Given exercise: What number of lines contain the word "components"? Reply with the number and nothing else.
= = =
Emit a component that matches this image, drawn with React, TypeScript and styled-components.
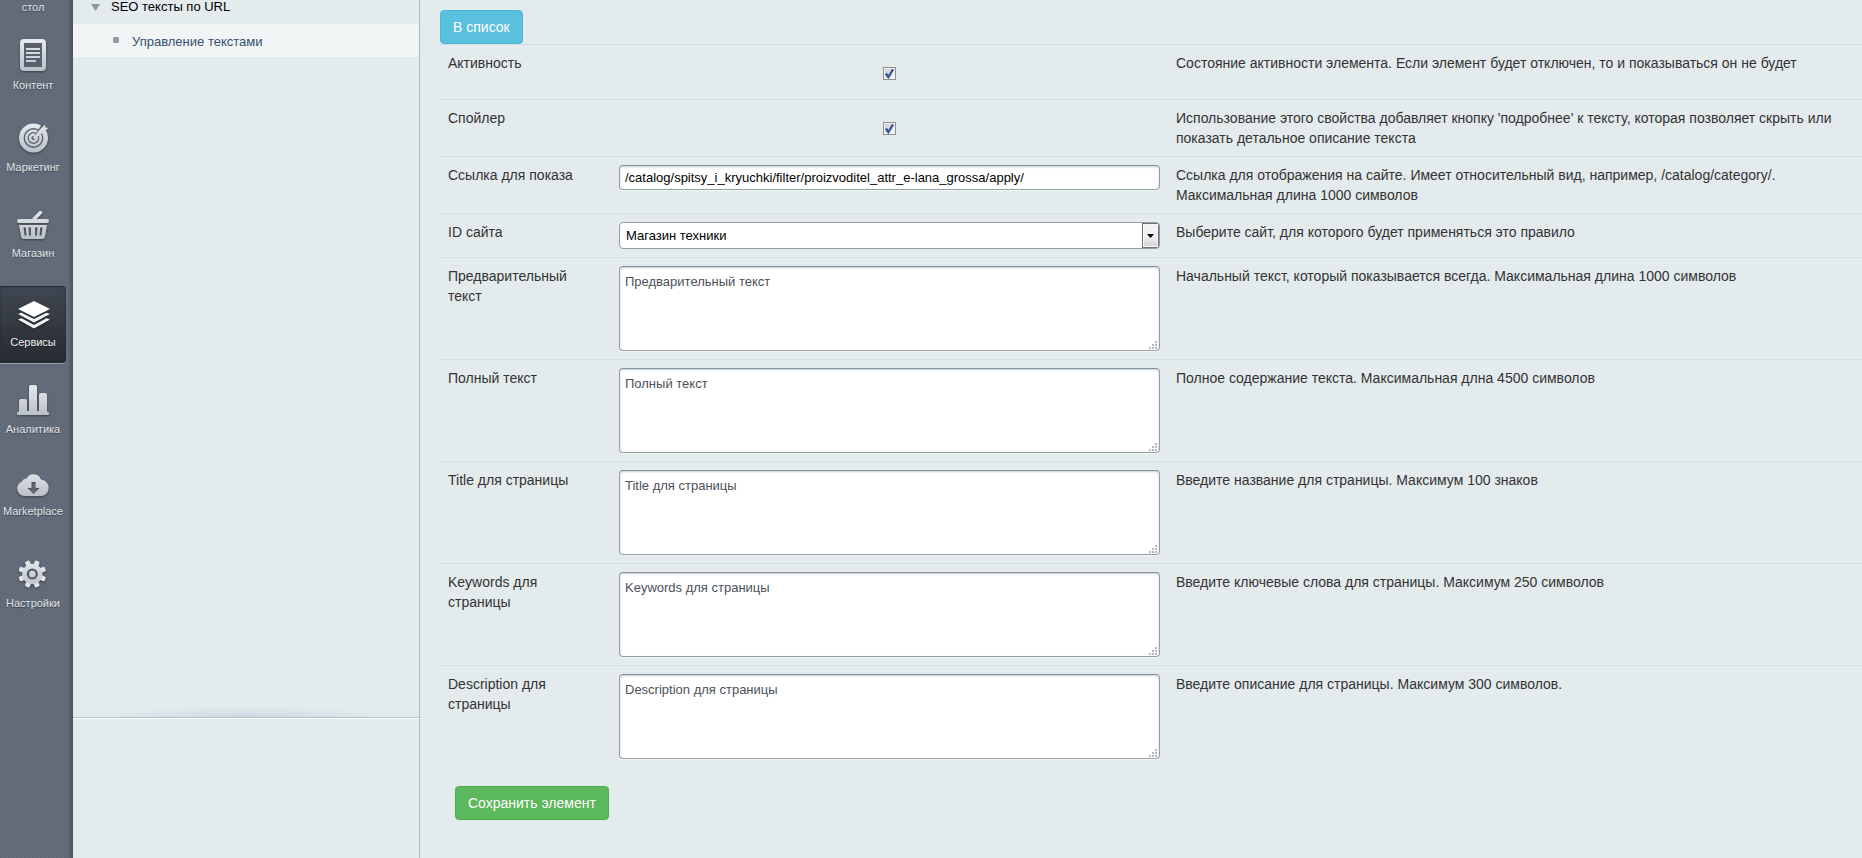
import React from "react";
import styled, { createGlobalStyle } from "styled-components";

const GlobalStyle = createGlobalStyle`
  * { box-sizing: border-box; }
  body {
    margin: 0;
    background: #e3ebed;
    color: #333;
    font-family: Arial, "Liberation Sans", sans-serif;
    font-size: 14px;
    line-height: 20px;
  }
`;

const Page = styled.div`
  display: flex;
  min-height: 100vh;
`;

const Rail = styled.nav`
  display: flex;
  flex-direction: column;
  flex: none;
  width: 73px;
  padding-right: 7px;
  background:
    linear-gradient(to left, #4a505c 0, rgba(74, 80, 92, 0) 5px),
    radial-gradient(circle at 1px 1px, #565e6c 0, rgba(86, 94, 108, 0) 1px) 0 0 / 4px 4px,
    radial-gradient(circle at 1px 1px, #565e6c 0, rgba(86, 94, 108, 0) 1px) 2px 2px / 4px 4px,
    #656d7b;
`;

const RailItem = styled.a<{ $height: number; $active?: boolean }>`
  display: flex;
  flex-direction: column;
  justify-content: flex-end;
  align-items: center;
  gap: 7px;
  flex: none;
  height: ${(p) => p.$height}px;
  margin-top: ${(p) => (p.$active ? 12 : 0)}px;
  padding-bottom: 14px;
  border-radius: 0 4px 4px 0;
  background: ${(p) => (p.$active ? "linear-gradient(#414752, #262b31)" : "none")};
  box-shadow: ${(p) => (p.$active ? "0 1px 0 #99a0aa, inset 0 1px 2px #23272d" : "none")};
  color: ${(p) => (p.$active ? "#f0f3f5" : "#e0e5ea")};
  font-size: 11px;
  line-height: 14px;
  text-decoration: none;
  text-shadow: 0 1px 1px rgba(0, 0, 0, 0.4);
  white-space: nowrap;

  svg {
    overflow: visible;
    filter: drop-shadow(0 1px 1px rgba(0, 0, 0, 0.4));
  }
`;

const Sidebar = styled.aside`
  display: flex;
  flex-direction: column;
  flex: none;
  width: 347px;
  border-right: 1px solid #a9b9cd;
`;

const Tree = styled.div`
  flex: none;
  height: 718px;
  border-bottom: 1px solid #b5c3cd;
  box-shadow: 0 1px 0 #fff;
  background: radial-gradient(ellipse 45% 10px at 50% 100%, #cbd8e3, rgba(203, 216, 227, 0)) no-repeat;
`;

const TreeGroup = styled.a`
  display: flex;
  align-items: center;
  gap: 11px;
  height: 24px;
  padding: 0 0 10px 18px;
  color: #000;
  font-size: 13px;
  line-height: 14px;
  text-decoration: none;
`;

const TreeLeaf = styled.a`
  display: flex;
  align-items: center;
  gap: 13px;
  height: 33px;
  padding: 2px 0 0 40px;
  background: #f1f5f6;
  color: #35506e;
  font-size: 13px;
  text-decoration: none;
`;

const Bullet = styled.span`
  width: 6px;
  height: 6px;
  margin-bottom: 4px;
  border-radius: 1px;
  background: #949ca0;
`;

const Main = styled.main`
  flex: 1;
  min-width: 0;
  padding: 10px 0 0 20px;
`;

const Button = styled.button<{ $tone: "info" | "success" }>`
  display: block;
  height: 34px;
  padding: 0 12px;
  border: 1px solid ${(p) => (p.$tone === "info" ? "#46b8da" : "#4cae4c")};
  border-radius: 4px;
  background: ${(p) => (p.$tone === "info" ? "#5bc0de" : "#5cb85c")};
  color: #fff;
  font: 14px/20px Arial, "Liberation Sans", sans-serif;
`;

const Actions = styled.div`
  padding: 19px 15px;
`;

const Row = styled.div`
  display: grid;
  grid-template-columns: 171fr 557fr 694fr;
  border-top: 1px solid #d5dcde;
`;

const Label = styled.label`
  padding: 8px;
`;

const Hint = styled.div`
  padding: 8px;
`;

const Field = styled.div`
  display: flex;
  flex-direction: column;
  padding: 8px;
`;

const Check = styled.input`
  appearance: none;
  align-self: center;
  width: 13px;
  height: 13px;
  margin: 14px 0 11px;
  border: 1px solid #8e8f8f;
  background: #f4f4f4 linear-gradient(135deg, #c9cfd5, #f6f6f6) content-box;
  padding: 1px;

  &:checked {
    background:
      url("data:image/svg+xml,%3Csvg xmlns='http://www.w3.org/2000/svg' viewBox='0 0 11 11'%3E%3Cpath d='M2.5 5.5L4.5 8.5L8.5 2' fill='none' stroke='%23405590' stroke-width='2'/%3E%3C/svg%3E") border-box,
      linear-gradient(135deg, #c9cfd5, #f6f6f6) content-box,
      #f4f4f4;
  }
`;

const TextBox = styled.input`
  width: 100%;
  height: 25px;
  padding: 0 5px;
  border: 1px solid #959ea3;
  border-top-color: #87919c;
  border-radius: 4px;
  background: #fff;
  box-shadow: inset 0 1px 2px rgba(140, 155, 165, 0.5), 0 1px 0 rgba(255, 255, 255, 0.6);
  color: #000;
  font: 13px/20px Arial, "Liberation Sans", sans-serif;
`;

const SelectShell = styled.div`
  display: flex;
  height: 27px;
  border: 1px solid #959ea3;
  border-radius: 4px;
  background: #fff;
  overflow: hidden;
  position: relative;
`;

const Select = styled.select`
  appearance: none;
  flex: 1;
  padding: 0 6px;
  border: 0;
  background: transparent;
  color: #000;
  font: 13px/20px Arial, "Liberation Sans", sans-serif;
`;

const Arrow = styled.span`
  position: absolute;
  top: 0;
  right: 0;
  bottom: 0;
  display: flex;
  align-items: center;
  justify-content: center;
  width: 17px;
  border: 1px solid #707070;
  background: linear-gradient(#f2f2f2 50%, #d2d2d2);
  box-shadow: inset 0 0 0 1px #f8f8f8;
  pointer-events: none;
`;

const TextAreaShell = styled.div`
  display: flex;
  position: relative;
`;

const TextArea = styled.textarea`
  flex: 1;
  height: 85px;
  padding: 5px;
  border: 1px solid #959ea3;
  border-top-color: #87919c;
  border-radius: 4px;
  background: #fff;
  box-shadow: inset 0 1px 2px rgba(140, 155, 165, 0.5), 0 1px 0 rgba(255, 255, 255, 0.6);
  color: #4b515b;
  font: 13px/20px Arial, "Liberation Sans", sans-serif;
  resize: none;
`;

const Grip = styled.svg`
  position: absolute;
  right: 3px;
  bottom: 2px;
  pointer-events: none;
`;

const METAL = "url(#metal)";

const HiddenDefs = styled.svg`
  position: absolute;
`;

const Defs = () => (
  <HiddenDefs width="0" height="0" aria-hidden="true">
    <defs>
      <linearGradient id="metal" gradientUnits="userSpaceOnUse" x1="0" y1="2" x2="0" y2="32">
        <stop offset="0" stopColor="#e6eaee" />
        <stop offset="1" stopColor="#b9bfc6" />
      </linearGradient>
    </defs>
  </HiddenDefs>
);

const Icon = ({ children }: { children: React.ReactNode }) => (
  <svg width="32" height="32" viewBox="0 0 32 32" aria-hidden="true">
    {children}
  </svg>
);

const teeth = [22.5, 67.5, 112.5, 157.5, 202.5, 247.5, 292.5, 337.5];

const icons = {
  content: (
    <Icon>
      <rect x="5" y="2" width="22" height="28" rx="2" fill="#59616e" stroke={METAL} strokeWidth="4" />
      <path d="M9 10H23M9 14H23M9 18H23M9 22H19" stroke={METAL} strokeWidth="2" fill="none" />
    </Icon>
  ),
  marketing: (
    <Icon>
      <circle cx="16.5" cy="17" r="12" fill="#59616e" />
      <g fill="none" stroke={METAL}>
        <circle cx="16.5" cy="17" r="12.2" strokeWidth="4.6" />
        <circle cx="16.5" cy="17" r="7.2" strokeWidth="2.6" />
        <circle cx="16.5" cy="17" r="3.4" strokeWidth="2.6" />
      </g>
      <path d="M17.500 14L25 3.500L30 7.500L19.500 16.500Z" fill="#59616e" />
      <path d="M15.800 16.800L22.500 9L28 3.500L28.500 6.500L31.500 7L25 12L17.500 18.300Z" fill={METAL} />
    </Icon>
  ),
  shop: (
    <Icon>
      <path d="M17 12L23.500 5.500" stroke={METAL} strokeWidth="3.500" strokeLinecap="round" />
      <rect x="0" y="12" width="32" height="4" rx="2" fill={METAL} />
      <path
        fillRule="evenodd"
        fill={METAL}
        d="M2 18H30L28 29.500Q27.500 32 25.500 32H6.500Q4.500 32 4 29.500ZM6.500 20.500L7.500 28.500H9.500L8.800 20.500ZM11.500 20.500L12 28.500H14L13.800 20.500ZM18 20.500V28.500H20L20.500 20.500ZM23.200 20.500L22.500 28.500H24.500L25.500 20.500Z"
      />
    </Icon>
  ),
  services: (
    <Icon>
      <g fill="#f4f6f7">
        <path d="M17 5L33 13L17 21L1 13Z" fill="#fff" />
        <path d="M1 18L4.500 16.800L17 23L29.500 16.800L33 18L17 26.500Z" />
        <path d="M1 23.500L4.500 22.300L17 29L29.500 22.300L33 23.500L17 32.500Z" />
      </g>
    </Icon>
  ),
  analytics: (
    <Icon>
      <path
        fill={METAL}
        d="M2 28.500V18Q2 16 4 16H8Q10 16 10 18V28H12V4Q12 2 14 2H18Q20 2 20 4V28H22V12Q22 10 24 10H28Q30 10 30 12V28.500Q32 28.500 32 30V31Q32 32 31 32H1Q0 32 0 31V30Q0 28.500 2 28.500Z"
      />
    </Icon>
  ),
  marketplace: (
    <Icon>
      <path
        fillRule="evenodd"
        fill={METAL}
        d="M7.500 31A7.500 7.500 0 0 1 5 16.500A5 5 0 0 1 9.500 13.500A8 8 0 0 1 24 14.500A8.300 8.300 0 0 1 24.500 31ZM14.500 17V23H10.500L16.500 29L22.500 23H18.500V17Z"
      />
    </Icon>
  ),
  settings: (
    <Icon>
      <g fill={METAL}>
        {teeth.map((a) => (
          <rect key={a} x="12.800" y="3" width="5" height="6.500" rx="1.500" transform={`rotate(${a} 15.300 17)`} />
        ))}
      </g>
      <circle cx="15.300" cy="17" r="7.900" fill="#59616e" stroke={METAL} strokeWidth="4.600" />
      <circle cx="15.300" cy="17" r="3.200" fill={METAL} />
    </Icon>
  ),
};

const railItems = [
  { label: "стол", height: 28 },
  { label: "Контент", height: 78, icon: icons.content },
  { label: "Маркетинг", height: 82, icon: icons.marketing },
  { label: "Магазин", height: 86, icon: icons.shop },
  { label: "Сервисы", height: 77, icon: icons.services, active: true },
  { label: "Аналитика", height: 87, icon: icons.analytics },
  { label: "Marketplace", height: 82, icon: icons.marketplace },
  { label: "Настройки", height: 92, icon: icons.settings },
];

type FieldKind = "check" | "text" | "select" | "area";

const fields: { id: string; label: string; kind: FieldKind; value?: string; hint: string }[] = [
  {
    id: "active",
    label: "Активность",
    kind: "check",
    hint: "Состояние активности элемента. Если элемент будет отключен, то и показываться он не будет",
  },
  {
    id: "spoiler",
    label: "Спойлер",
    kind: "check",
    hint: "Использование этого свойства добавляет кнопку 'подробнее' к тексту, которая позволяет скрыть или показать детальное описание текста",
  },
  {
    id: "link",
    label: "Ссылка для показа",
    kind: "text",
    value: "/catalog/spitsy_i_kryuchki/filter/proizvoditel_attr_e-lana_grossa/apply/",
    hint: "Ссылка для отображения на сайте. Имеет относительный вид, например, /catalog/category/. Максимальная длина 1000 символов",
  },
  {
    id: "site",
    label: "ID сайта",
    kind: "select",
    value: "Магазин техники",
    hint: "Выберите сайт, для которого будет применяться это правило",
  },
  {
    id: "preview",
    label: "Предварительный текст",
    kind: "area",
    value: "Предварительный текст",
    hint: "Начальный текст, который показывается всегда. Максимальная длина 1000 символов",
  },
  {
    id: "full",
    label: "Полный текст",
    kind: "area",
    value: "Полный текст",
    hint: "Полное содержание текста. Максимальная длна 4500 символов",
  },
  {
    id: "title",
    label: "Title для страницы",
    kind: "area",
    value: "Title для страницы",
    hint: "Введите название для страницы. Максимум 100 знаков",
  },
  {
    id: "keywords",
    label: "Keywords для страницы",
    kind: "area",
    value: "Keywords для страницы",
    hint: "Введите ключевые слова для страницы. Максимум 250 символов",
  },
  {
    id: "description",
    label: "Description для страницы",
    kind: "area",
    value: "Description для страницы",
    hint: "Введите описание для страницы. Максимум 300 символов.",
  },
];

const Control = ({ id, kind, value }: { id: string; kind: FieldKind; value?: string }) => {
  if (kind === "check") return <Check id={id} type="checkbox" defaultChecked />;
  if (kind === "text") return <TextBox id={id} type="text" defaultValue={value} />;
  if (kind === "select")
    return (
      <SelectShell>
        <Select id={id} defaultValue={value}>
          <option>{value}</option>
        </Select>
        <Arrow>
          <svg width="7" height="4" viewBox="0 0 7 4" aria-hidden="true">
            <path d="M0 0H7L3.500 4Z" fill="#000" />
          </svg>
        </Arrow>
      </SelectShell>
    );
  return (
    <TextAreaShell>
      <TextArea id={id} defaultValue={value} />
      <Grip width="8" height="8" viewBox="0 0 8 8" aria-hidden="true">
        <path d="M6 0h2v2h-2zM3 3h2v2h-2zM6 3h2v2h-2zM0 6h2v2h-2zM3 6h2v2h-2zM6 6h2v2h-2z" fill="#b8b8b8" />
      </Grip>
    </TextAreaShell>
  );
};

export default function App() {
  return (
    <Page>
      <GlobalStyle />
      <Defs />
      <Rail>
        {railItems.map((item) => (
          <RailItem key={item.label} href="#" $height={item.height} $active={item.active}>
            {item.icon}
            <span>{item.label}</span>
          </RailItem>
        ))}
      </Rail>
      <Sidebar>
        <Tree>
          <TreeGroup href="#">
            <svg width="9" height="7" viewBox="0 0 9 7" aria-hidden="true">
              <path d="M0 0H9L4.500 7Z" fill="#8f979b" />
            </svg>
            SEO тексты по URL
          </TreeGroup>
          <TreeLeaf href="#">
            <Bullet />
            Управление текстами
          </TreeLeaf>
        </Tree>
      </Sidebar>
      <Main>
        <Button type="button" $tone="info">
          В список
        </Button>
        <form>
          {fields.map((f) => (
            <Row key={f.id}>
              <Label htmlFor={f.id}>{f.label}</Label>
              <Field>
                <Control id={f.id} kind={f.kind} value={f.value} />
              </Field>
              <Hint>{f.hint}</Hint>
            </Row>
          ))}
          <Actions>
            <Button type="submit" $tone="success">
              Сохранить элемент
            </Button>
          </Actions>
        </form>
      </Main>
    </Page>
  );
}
= = =
Worked solution: 2